▸ **TASK GOAL**: Each line below should be retyped exactly, with no pictures.

▸ **GIVEN INFORMATION**:
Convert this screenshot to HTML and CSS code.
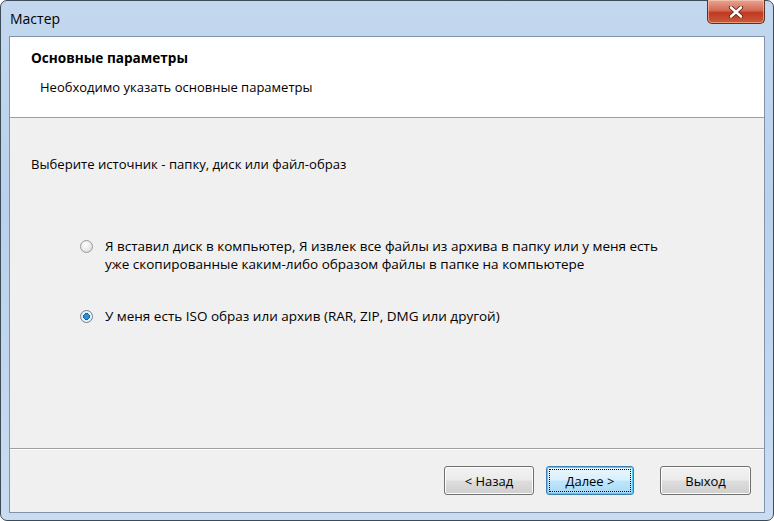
FILE: index.html
```html
<!DOCTYPE html>
<html lang="ru">
<head>
<meta charset="utf-8">
<title>Мастер</title>
<link rel="stylesheet" href="styles.css">
</head>
<body>
<div class="window">
  <div class="titlebar">
    <span class="title">Мастер</span>
    <button class="close" aria-label="Закрыть">
      <svg width="18" height="12" viewBox="0 0 18 12"><path d="M4 1.5 L14 10.5 M14 1.5 L4 10.5" stroke="#5a1a10" stroke-width="4.2" stroke-linecap="round"/><path d="M4 1.5 L14 10.5 M14 1.5 L4 10.5" stroke="#fff" stroke-width="2.6" stroke-linecap="round"/></svg>
    </button>
  </div>
  <div class="client">
    <div class="header">
      <div class="h-title">Основные параметры</div>
      <div class="h-sub">Необходимо указать основные параметры</div>
    </div>
    <div class="content">
      <div class="prompt">Выберите источник - папку, диск или файл-образ</div>
      <div class="options">
        <label class="option">
          <span class="radio"></span>
          <span class="opt-text">Я вставил диск в компьютер, Я извлек все файлы из архива в папку или у меня есть<br>уже скопированные каким-либо образом файлы в папке на компьютере</span>
        </label>
        <label class="option">
          <span class="radio checked"></span>
          <span class="opt-text">У меня есть ISO образ или архив (RAR, ZIP, DMG или другой)</span>
        </label>
      </div>
    </div>
    <div class="footer">
      <button class="btn">&lt; Назад</button>
      <button class="btn default">Далее &gt;</button>
      <button class="btn exit">Выход</button>
    </div>
  </div>
</div>
</body>
</html>
```
FILE: styles.css
```css
html, body {
  margin: 0;
  padding: 0;
  background: #ffffff;
}
body {
  width: 774px;
  height: 521px;
  overflow: hidden;
  font-family: "Liberation Sans", Arial, sans-serif;
}
.window {
  box-sizing: border-box;
  width: 774px;
  height: 521px;
  border: 1px solid #3d4a58;
  border-radius: 7px;
  background: linear-gradient(180deg, #c3d8ee 0%, #b9d1eb 40%, #c9dcf1 100%);
  display: flex;
  flex-direction: column;
  padding: 0 8px 7px 8px;
}
.titlebar {
  height: 35px;
  flex: none;
  display: flex;
  align-items: flex-start;
  justify-content: space-between;
}
.title {
  font-family: "Open Sans", "Liberation Sans", sans-serif;
  font-size: 14px;
  color: #000;
  margin: 8px 0 0 1px;
}
.close {
  width: 58px;
  height: 24px;
  margin: -1px 0 0 0;
  border: 1px solid #5b3226;
  border-top: none;
  border-radius: 0 0 5px 5px;
  background: linear-gradient(180deg, #e8a593 0%, #d46a55 45%, #c03a20 55%, #cc5a3c 100%);
  box-shadow: inset 0 0 0 1px rgba(255,220,200,0.5);
  display: flex;
  align-items: center;
  justify-content: center;
  padding: 0;
}
.client {
  flex: 1;
  display: flex;
  flex-direction: column;
  border: 1px solid #8193a8;
  background: #f0f0f0;
}
.header {
  height: 81px;
  flex: none;
  box-sizing: border-box;
  background: #ffffff;
  border-bottom: 1px solid #a0a0a0;
  padding: 11px 0 0 21px;
}
.h-title {
  font-family: "Open Sans", "Liberation Sans", sans-serif;
  font-weight: bold;
  font-size: 13.6px;
  color: #000;
}
.h-sub {
  font-family: "Open Sans", "Liberation Sans", sans-serif;
  font-size: 13px;
  color: #000;
  margin: 11px 0 0 9px;
}
.content {
  flex: 1;
  padding: 38px 0 0 21px;
  font-family: "Open Sans", "Liberation Sans", sans-serif;
  font-size: 13.1px;
  color: #000;
  border-bottom: 1px solid #a0a0a0;
  box-shadow: 0 1px 0 #ffffff;
}
.prompt {
  line-height: 16px;
}
.options {
  display: flex;
  flex-direction: column;
  gap: 34px;
  margin: 65px 0 0 49px;
  font-size: 13.5px;
}
.option {
  display: flex;
  align-items: flex-start;
  gap: 12px;
  line-height: 18px;
}
.radio {
  box-sizing: border-box;
  width: 13px;
  height: 13px;
  margin-top: 3px;
  border-radius: 50%;
  border: 1px solid #9a9a9a;
  background: radial-gradient(circle at 40% 35%, #ffffff 0%, #e6e6e6 60%, #cfcfcf 100%);
  flex: none;
}
.radio.checked {
  border-color: #6b7f92;
  background: radial-gradient(circle, #2a90d0 0 2.2px, #0b5b96 3.3px, #e6edf3 3.6px, #f4f4f4 100%);
}
.footer {
  box-sizing: border-box;
  height: 63px;
  flex: none;
  display: flex;
  align-items: flex-start;
  padding: 17px 0 0 434px;
  gap: 12px;
}
.btn {
  box-sizing: border-box;
  width: 90px;
  height: 29px;
  border: 1px solid #707070;
  border-radius: 3px;
  background: linear-gradient(180deg, #f2f2f2 0%, #ebebeb 48%, #dddddd 52%, #cfcfcf 100%);
  box-shadow: inset 0 0 0 1px #fcfcfc;
  font-family: "Open Sans", "Liberation Sans", sans-serif;
  font-size: 13px;
  color: #000;
  padding: 0;
}
.btn.default {
  width: 88px;
  border-color: #3c7fb1;
  box-shadow: inset 0 0 0 1px #48d0f8;
  outline: 1px dotted #000;
  outline-offset: -4px;
  background: linear-gradient(180deg, #eaf6fd 0%, #d9f0fc 48%, #bee6fd 52%, #a7d9f5 100%);
}
.btn.exit {
  margin-left: 14px;
  width: 91px;
}
```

▸ **EXERCISE RESPONSE**:
Convert this screenshot to HTML and CSS code.
FILE: index.html
```html
<!DOCTYPE html>
<html lang="ru">
<head>
<meta charset="utf-8">
<title>Мастер</title>
<link rel="stylesheet" href="styles.css">
</head>
<body>
<div class="window">
  <div class="titlebar">
    <span class="title">Мастер</span>
    <button class="close" aria-label="Закрыть">
      <svg width="18" height="12" viewBox="0 0 18 12"><path d="M4 1.5 L14 10.5 M14 1.5 L4 10.5" stroke="#5a1a10" stroke-width="4.2" stroke-linecap="round"/><path d="M4 1.5 L14 10.5 M14 1.5 L4 10.5" stroke="#fff" stroke-width="2.6" stroke-linecap="round"/></svg>
    </button>
  </div>
  <div class="client">
    <div class="header">
      <div class="h-title">Основные параметры</div>
      <div class="h-sub">Необходимо указать основные параметры</div>
    </div>
    <div class="content">
      <div class="prompt">Выберите источник - папку, диск или файл-образ</div>
      <div class="options">
        <label class="option">
          <span class="radio"></span>
          <span class="opt-text">Я вставил диск в компьютер, Я извлек все файлы из архива в папку или у меня есть<br>уже скопированные каким-либо образом файлы в папке на компьютере</span>
        </label>
        <label class="option">
          <span class="radio checked"></span>
          <span class="opt-text">У меня есть ISO образ или архив (RAR, ZIP, DMG или другой)</span>
        </label>
      </div>
    </div>
    <div class="footer">
      <button class="btn">&lt; Назад</button>
      <button class="btn default">Далее &gt;</button>
      <button class="btn exit">Выход</button>
    </div>
  </div>
</div>
</body>
</html>
```
FILE: styles.css
```css
html, body {
  margin: 0;
  padding: 0;
  background: #ffffff;
}
body {
  width: 774px;
  height: 521px;
  overflow: hidden;
  font-family: "Liberation Sans", Arial, sans-serif;
}
.window {
  box-sizing: border-box;
  width: 774px;
  height: 521px;
  border: 1px solid #3d4a58;
  border-radius: 7px;
  background: linear-gradient(180deg, #c3d8ee 0%, #b9d1eb 40%, #c9dcf1 100%);
  display: flex;
  flex-direction: column;
  padding: 0 8px 7px 8px;
}
.titlebar {
  height: 35px;
  flex: none;
  display: flex;
  align-items: flex-start;
  justify-content: space-between;
}
.title {
  font-family: "Open Sans", "Liberation Sans", sans-serif;
  font-size: 14px;
  color: #000;
  margin: 8px 0 0 1px;
}
.close {
  width: 58px;
  height: 24px;
  margin: -1px 0 0 0;
  border: 1px solid #5b3226;
  border-top: none;
  border-radius: 0 0 5px 5px;
  background: linear-gradient(180deg, #e8a593 0%, #d46a55 45%, #c03a20 55%, #cc5a3c 100%);
  box-shadow: inset 0 0 0 1px rgba(255,220,200,0.5);
  display: flex;
  align-items: center;
  justify-content: center;
  padding: 0;
}
.client {
  flex: 1;
  display: flex;
  flex-direction: column;
  border: 1px solid #8193a8;
  background: #f0f0f0;
}
.header {
  height: 81px;
  flex: none;
  box-sizing: border-box;
  background: #ffffff;
  border-bottom: 1px solid #a0a0a0;
  padding: 11px 0 0 21px;
}
.h-title {
  font-family: "Open Sans", "Liberation Sans", sans-serif;
  font-weight: bold;
  font-size: 13.6px;
  color: #000;
}
.h-sub {
  font-family: "Open Sans", "Liberation Sans", sans-serif;
  font-size: 13px;
  color: #000;
  margin: 11px 0 0 9px;
}
.content {
  flex: 1;
  padding: 38px 0 0 21px;
  font-family: "Open Sans", "Liberation Sans", sans-serif;
  font-size: 13.1px;
  color: #000;
  border-bottom: 1px solid #a0a0a0;
  box-shadow: 0 1px 0 #ffffff;
}
.prompt {
  line-height: 16px;
}
.options {
  display: flex;
  flex-direction: column;
  gap: 34px;
  margin: 65px 0 0 49px;
  font-size: 13.5px;
}
.option {
  display: flex;
  align-items: flex-start;
  gap: 12px;
  line-height: 18px;
}
.radio {
  box-sizing: border-box;
  width: 13px;
  height: 13px;
  margin-top: 3px;
  border-radius: 50%;
  border: 1px solid #9a9a9a;
  background: radial-gradient(circle at 40% 35%, #ffffff 0%, #e6e6e6 60%, #cfcfcf 100%);
  flex: none;
}
.radio.checked {
  border-color: #6b7f92;
  background: radial-gradient(circle, #2a90d0 0 2.2px, #0b5b96 3.3px, #e6edf3 3.6px, #f4f4f4 100%);
}
.footer {
  box-sizing: border-box;
  height: 63px;
  flex: none;
  display: flex;
  align-items: flex-start;
  padding: 17px 0 0 434px;
  gap: 12px;
}
.btn {
  box-sizing: border-box;
  width: 90px;
  height: 29px;
  border: 1px solid #707070;
  border-radius: 3px;
  background: linear-gradient(180deg, #f2f2f2 0%, #ebebeb 48%, #dddddd 52%, #cfcfcf 100%);
  box-shadow: inset 0 0 0 1px #fcfcfc;
  font-family: "Open Sans", "Liberation Sans", sans-serif;
  font-size: 13px;
  color: #000;
  padding: 0;
}
.btn.default {
  width: 88px;
  border-color: #3c7fb1;
  box-shadow: inset 0 0 0 1px #48d0f8;
  outline: 1px dotted #000;
  outline-offset: -4px;
  background: linear-gradient(180deg, #eaf6fd 0%, #d9f0fc 48%, #bee6fd 52%, #a7d9f5 100%);
}
.btn.exit {
  margin-left: 14px;
  width: 91px;
}
```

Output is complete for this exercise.